Last updated Sun Dec 01 2024

This was my final project for Stanford’s CS230 (Deep Learning). The goal: can a single model generalize to deepfake audio attacks it has never seen during training? Most existing deepfake audio detectors are trained and evaluated on a specific attack type, which limits their real-world usefulness. I wanted to build something more general.

The Approach

I adapted the Vision Mamba (ViM) architecture — which uses selective state space models (SSMs) instead of attention — for audio classification. Audio clips are converted to mel spectrograms and treated as 2D images, so a vision architecture is a reasonable fit.

The key design choice was framing this as a multi-task learning problem. Rather than just predicting “real” or “fake” at the clip level, the model simultaneously:

  1. Classifies the clip as real or fake (clip-level)
  2. Segments which portions of the clip contain inpainted deepfake audio (frame-level)

The intuition is that learning to localize fakes forces the model to develop more robust internal representations, rather than latching onto superficial cues that only work for one attack type.

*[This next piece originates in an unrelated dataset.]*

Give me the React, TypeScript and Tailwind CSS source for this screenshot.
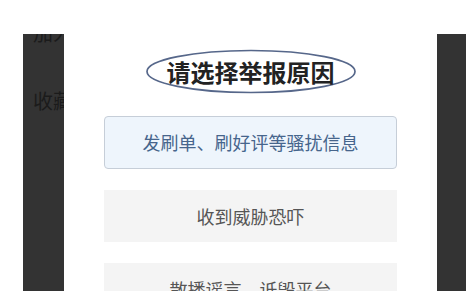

To support sequential outputs alongside classification, I modified vim/models_mamba.py in the ViM source to expose intermediate hidden states per token rather than only the final pooled representation.

Training Infrastructure

I built a custom AWS SageMaker training pipeline to handle the compute requirements:

Results

When evaluated on deepfake attacks that were completely unseen during training, the model achieved higher clip-level classification accuracy and higher segment-level F1 score than both the CNN baseline (FCN-ResNet) and subjective human evaluation. The multi-task objective appears to genuinely help generalization, not just add complexity.

What I’d Do Differently

The ViM architecture requires a somewhat painful setup (mamba-1p1p1, causal-conv1d, specific CUDA versions), and I spent a non-trivial amount of time just getting the environment reproducible. If I were starting over I’d evaluate whether a simpler SSM baseline or a lightweight transformer would reach comparable results with less infrastructure pain. That said, it was a good excuse to get very familiar with how Mamba works under the hood.